• [GIVEN DATA]
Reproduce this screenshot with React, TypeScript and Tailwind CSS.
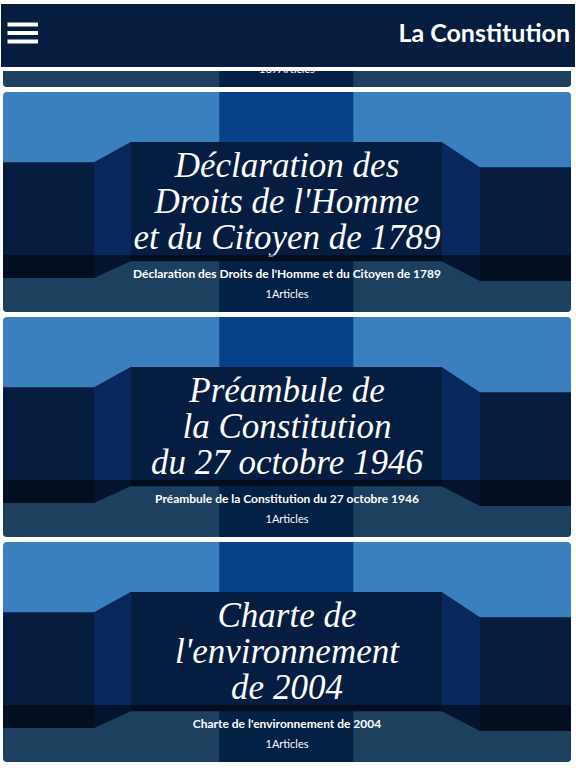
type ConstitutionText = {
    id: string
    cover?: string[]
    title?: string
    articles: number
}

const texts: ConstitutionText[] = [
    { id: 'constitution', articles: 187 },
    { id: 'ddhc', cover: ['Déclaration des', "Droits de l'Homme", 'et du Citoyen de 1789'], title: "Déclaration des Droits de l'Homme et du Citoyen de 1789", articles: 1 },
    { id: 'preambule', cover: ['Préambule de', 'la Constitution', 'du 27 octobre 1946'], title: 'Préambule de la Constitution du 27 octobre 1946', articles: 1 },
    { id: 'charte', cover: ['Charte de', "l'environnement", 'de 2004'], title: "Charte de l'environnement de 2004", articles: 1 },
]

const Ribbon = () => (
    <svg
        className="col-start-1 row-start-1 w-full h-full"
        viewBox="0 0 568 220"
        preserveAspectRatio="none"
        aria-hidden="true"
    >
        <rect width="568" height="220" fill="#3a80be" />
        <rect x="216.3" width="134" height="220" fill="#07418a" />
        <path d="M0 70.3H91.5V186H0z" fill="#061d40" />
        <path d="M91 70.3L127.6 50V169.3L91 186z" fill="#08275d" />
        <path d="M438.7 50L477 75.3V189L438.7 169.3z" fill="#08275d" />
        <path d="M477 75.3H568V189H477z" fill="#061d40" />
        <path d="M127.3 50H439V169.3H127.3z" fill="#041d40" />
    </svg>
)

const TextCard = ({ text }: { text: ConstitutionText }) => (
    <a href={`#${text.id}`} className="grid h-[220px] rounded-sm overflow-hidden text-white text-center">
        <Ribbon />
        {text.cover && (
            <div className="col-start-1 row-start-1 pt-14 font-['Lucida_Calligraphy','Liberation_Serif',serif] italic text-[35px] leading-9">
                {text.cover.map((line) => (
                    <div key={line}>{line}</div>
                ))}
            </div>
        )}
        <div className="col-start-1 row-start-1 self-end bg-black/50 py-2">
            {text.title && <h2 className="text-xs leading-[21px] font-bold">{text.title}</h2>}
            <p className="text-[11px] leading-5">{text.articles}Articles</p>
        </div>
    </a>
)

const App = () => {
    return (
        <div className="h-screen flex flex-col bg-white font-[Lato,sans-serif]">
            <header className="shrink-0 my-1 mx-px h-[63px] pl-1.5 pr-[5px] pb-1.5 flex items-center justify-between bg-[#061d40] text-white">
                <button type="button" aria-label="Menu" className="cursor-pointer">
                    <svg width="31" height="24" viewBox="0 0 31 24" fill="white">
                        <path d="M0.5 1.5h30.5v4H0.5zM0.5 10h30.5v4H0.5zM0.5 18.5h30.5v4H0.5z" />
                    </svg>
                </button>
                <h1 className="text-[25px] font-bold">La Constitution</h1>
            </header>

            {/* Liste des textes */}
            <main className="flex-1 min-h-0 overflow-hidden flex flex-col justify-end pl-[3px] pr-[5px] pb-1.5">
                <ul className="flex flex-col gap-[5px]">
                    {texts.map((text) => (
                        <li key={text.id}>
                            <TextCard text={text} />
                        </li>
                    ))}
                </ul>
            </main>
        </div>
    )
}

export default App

• [EXERCISE INSTRUCTIONS] Give all the lines above again, character for character, without pictures.

• [RESULT FOR THIS TASK]
Reproduce this screenshot with React, TypeScript and Tailwind CSS.
type ConstitutionText = {
    id: string
    cover?: string[]
    title?: string
    articles: number
}

const texts: ConstitutionText[] = [
    { id: 'constitution', articles: 187 },
    { id: 'ddhc', cover: ['Déclaration des', "Droits de l'Homme", 'et du Citoyen de 1789'], title: "Déclaration des Droits de l'Homme et du Citoyen de 1789", articles: 1 },
    { id: 'preambule', cover: ['Préambule de', 'la Constitution', 'du 27 octobre 1946'], title: 'Préambule de la Constitution du 27 octobre 1946', articles: 1 },
    { id: 'charte', cover: ['Charte de', "l'environnement", 'de 2004'], title: "Charte de l'environnement de 2004", articles: 1 },
]

const Ribbon = () => (
    <svg
        className="col-start-1 row-start-1 w-full h-full"
        viewBox="0 0 568 220"
        preserveAspectRatio="none"
        aria-hidden="true"
    >
        <rect width="568" height="220" fill="#3a80be" />
        <rect x="216.3" width="134" height="220" fill="#07418a" />
        <path d="M0 70.3H91.5V186H0z" fill="#061d40" />
        <path d="M91 70.3L127.6 50V169.3L91 186z" fill="#08275d" />
        <path d="M438.7 50L477 75.3V189L438.7 169.3z" fill="#08275d" />
        <path d="M477 75.3H568V189H477z" fill="#061d40" />
        <path d="M127.3 50H439V169.3H127.3z" fill="#041d40" />
    </svg>
)

const TextCard = ({ text }: { text: ConstitutionText }) => (
    <a href={`#${text.id}`} className="grid h-[220px] rounded-sm overflow-hidden text-white text-center">
        <Ribbon />
        {text.cover && (
            <div className="col-start-1 row-start-1 pt-14 font-['Lucida_Calligraphy','Liberation_Serif',serif] italic text-[35px] leading-9">
                {text.cover.map((line) => (
                    <div key={line}>{line}</div>
                ))}
            </div>
        )}
        <div className="col-start-1 row-start-1 self-end bg-black/50 py-2">
            {text.title && <h2 className="text-xs leading-[21px] font-bold">{text.title}</h2>}
            <p className="text-[11px] leading-5">{text.articles}Articles</p>
        </div>
    </a>
)

const App = () => {
    return (
        <div className="h-screen flex flex-col bg-white font-[Lato,sans-serif]">
            <header className="shrink-0 my-1 mx-px h-[63px] pl-1.5 pr-[5px] pb-1.5 flex items-center justify-between bg-[#061d40] text-white">
                <button type="button" aria-label="Menu" className="cursor-pointer">
                    <svg width="31" height="24" viewBox="0 0 31 24" fill="white">
                        <path d="M0.5 1.5h30.5v4H0.5zM0.5 10h30.5v4H0.5zM0.5 18.5h30.5v4H0.5z" />
                    </svg>
                </button>
                <h1 className="text-[25px] font-bold">La Constitution</h1>
            </header>

            {/* Liste des textes */}
            <main className="flex-1 min-h-0 overflow-hidden flex flex-col justify-end pl-[3px] pr-[5px] pb-1.5">
                <ul className="flex flex-col gap-[5px]">
                    {texts.map((text) => (
                        <li key={text.id}>
                            <TextCard text={text} />
                        </li>
                    ))}
                </ul>
            </main>
        </div>
    )
}

export default App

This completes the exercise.